→ **Written task**
Leave out every picture, then transcribe the rest of the listing exactly.

→ **Data lines**
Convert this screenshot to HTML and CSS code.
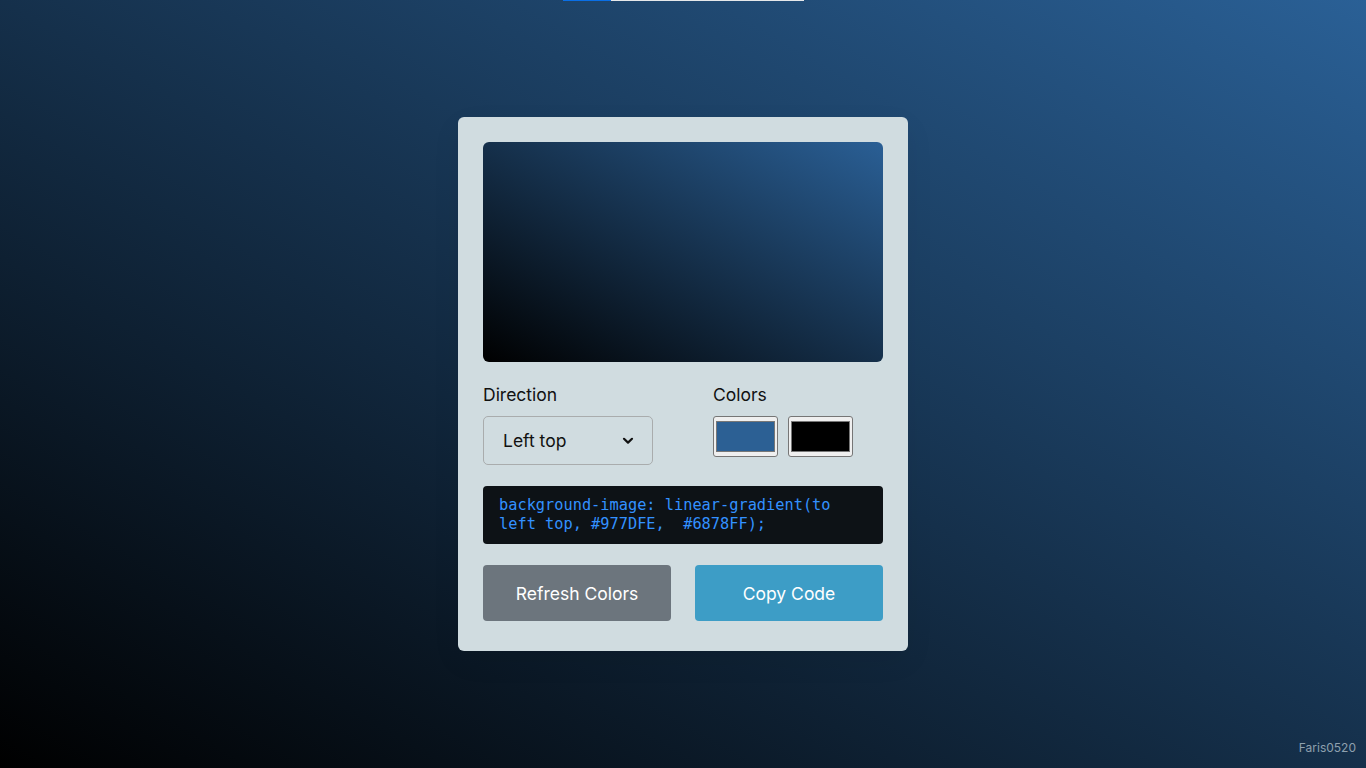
FILE: index.html
```html
<!DOCTYPE html>
<html lang="en">
<head>
<meta charset="UTF-8">
<title>Gradient Generator</title>
<link rel="stylesheet" href="styles.css">
</head>
<body>
<div class="loader"><span class="loader-fill"></span></div>
<main class="wrapper">
  <div class="gradient-box"></div>
  <div class="row options">
    <div class="column direction">
      <p class="label">Direction</p>
      <div class="select-box">
        <span>Left top</span>
        <svg class="chev" width="12" height="8" viewBox="0 0 12 8"><path d="M2 1.8 L6 5.6 L10 1.8" fill="none" stroke="#111" stroke-width="2.2" stroke-linecap="round" stroke-linejoin="round"/></svg>
      </div>
    </div>
    <div class="column palette">
      <p class="label">Colors</p>
      <div class="swatches">
        <div class="swatch"><span class="swatch-fill blue"></span></div>
        <div class="swatch"><span class="swatch-fill black"></span></div>
      </div>
    </div>
  </div>
  <div class="code">background-image: linear-gradient(to left top, #977DFE,  #6878FF);</div>
  <div class="row buttons">
    <button class="refresh">Refresh Colors</button>
    <button class="copy">Copy Code</button>
  </div>
</main>
<div class="credit">Faris0520</div>
</body>
</html>
```

FILE: styles.css
```css
* { box-sizing: border-box; margin: 0; padding: 0; }
html, body { height: 100%; }
body {
  font-family: Inter, "Open Sans", sans-serif;
  background: linear-gradient(to top right, #000000, #2a6096);
  display: flex;
  align-items: center;
  justify-content: center;
  min-height: 768px;
  overflow: hidden;
  position: relative;
}
.loader {
  position: absolute;
  top: 0;
  left: 563px;
  width: 241px;
  height: 1px;
  background: #e6e8ea;
}
.loader-fill {
  display: block;
  width: 48px;
  height: 1px;
  background: #0a6fe6;
}
.wrapper {
  width: 450px;
  height: 534px;
  background: #d0dce0;
  border-radius: 6px;
  padding: 25px 25px 30px;
  box-shadow: 0 10px 30px rgba(0, 0, 0, 0.06);
}
.gradient-box {
  height: 220px;
  border-radius: 6px;
  background: linear-gradient(to top right, #000000, #2a5f95);
}
.row { display: flex; }
.options { margin-top: 22px; }
.direction { width: 230px; }
.label {
  font-size: 17.5px;
  color: #111;
  line-height: 22px;
  margin-bottom: 10px;
}
.select-box {
  width: 170px;
  height: 49px;
  border: 1px solid #a9acad;
  border-radius: 5px;
  display: flex;
  align-items: center;
  justify-content: space-between;
  padding: 0 18px 0 19px;
  font-size: 17.5px;
  color: #111;
}
.chev { margin-top: 1px; }
.swatches { display: flex; gap: 10px; }
.swatch {
  width: 65px;
  height: 41px;
  background: #efefef;
  border: 1px solid #767676;
  border-radius: 3px;
  padding: 4px 2px;
}
.swatch-fill {
  display: block;
  height: 100%;
  border: 1px solid #777;
}
.swatch-fill.blue { background: #2c6094; }
.swatch-fill.black { background: #000; }
.code {
  margin-top: 21px;
  height: 58px;
  background: #0d1216;
  border-radius: 4px;
  padding: 10px 20px 10px 16px;
  font-family: "DejaVu Sans Mono", "Liberation Mono", monospace;
  font-size: 15.3px;
  line-height: 19px;
  color: #3391ff;
  white-space: pre-wrap;
  word-break: normal;
}
.buttons {
  margin-top: 21px;
  gap: 24px;
}
.buttons button {
  flex: 1;
  height: 56px;
  border: none;
  border-radius: 4px;
  color: #fff;
  font-family: Inter, "Open Sans", sans-serif;
  font-size: 17.5px;
}
.refresh { background: #6c757d; }
.copy { background: #3d9dc6; }
.credit {
  position: absolute;
  right: 10px;
  bottom: 13px;
  font-size: 12px;
  color: #8ea0ae;
}
```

→ **Complete output**
Convert this screenshot to HTML and CSS code.
FILE: index.html
```html
<!DOCTYPE html>
<html lang="en">
<head>
<meta charset="UTF-8">
<title>Gradient Generator</title>
<link rel="stylesheet" href="styles.css">
</head>
<body>
<div class="loader"><span class="loader-fill"></span></div>
<main class="wrapper">
  <div class="gradient-box"></div>
  <div class="row options">
    <div class="column direction">
      <p class="label">Direction</p>
      <div class="select-box">
        <span>Left top</span>
        <svg class="chev" width="12" height="8" viewBox="0 0 12 8"><path d="M2 1.8 L6 5.6 L10 1.8" fill="none" stroke="#111" stroke-width="2.2" stroke-linecap="round" stroke-linejoin="round"/></svg>
      </div>
    </div>
    <div class="column palette">
      <p class="label">Colors</p>
      <div class="swatches">
        <div class="swatch"><span class="swatch-fill blue"></span></div>
        <div class="swatch"><span class="swatch-fill black"></span></div>
      </div>
    </div>
  </div>
  <div class="code">background-image: linear-gradient(to left top, #977DFE,  #6878FF);</div>
  <div class="row buttons">
    <button class="refresh">Refresh Colors</button>
    <button class="copy">Copy Code</button>
  </div>
</main>
<div class="credit">Faris0520</div>
</body>
</html>
```

FILE: styles.css
```css
* { box-sizing: border-box; margin: 0; padding: 0; }
html, body { height: 100%; }
body {
  font-family: Inter, "Open Sans", sans-serif;
  background: linear-gradient(to top right, #000000, #2a6096);
  display: flex;
  align-items: center;
  justify-content: center;
  min-height: 768px;
  overflow: hidden;
  position: relative;
}
.loader {
  position: absolute;
  top: 0;
  left: 563px;
  width: 241px;
  height: 1px;
  background: #e6e8ea;
}
.loader-fill {
  display: block;
  width: 48px;
  height: 1px;
  background: #0a6fe6;
}
.wrapper {
  width: 450px;
  height: 534px;
  background: #d0dce0;
  border-radius: 6px;
  padding: 25px 25px 30px;
  box-shadow: 0 10px 30px rgba(0, 0, 0, 0.06);
}
.gradient-box {
  height: 220px;
  border-radius: 6px;
  background: linear-gradient(to top right, #000000, #2a5f95);
}
.row { display: flex; }
.options { margin-top: 22px; }
.direction { width: 230px; }
.label {
  font-size: 17.5px;
  color: #111;
  line-height: 22px;
  margin-bottom: 10px;
}
.select-box {
  width: 170px;
  height: 49px;
  border: 1px solid #a9acad;
  border-radius: 5px;
  display: flex;
  align-items: center;
  justify-content: space-between;
  padding: 0 18px 0 19px;
  font-size: 17.5px;
  color: #111;
}
.chev { margin-top: 1px; }
.swatches { display: flex; gap: 10px; }
.swatch {
  width: 65px;
  height: 41px;
  background: #efefef;
  border: 1px solid #767676;
  border-radius: 3px;
  padding: 4px 2px;
}
.swatch-fill {
  display: block;
  height: 100%;
  border: 1px solid #777;
}
.swatch-fill.blue { background: #2c6094; }
.swatch-fill.black { background: #000; }
.code {
  margin-top: 21px;
  height: 58px;
  background: #0d1216;
  border-radius: 4px;
  padding: 10px 20px 10px 16px;
  font-family: "DejaVu Sans Mono", "Liberation Mono", monospace;
  font-size: 15.3px;
  line-height: 19px;
  color: #3391ff;
  white-space: pre-wrap;
  word-break: normal;
}
.buttons {
  margin-top: 21px;
  gap: 24px;
}
.buttons button {
  flex: 1;
  height: 56px;
  border: none;
  border-radius: 4px;
  color: #fff;
  font-family: Inter, "Open Sans", sans-serif;
  font-size: 17.5px;
}
.refresh { background: #6c757d; }
.copy { background: #3d9dc6; }
.credit {
  position: absolute;
  right: 10px;
  bottom: 13px;
  font-size: 12px;
  color: #8ea0ae;
}
```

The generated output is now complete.